However, carbon nanotubes usually tend to aggregate when they dispersed in a polymer matrix or solvent. Therefore, it was difficult to prepare a uniform dispersion. For this reason, several surfactants such as Triton-X100 and sodium lauryl sulfate were adopted to improve the dispersion of carbon nanotubes in aqueous solution (Wu et al. 2010a, b, c). Besides, chemical functionalization was regarded as another effective way to increase the hydrophilicity and stability of carbon nanotubes suspensions (Yang et al. 2013). Some researchers covalently grafted functional groups including amines, fluorine and sulfhydryl groups onto carbon nanotubes to help them disperse in horizontally aligned carbon nanotubes membranes (Ansón-Casaos et al. 2010; Darryl et al. 2010).

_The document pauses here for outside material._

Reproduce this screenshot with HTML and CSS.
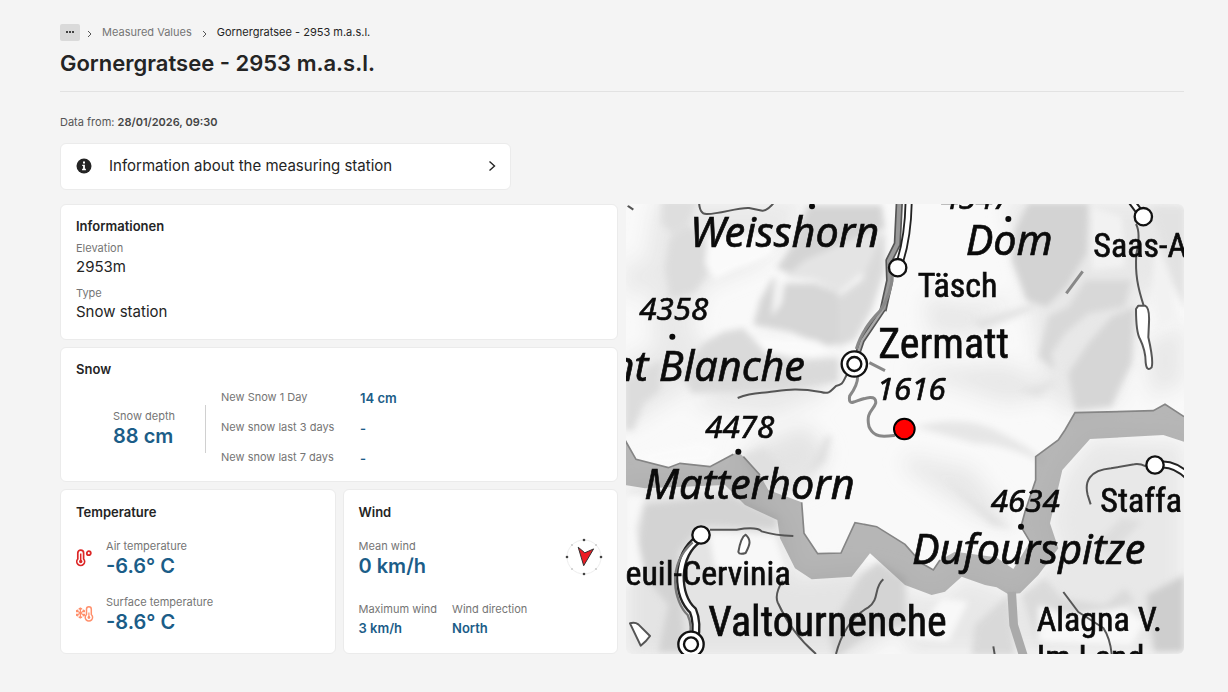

Mixed matrix-carbon nanotubes membranes

Compared with the above two types of membranes, mixed matrix membranes are easier to be commercialized for their simple preparation procedures. For preparing mixed matrix-carbon nanotubes membranes, functional carbon nanotubes are generally added into polymeric membranes by several synthesis techniques (Ali et al. 2019; Ihsanullah 2019) including phase inversion (Brunet et al. 2008; Choi et al. 2006; Majeed et al. 2012), interfacial polymerization (Kim et al. 2014; Shen et al. 2013), solution mixing (Ahmed et al. 2013), spray-assisted layer-by-layer (Liu et al. 2013), polymer grafting (Shawky et al. 2011), polymerization (Zarrabi et al. 2016; Zhao et al. 2014) and colloidal precipitation (Ho et al. 2017). The prepared membranes exhibit excellent properties for ultrafiltration (Choi et al. 2006; Majeed et al. 2012), nanofiltration (Shen et al. 2013; Wu et al. 2010a), microfiltration (Madaeni et al. 2013; Medina-Gonzalez and Remigy 2011), reverse osmosis (Kim et al. 2014) and forward osmosis (Amini et al. 2013) applications. Researches about the membrane performance of mixed matrix nanotubes membranes are listed in Table 1.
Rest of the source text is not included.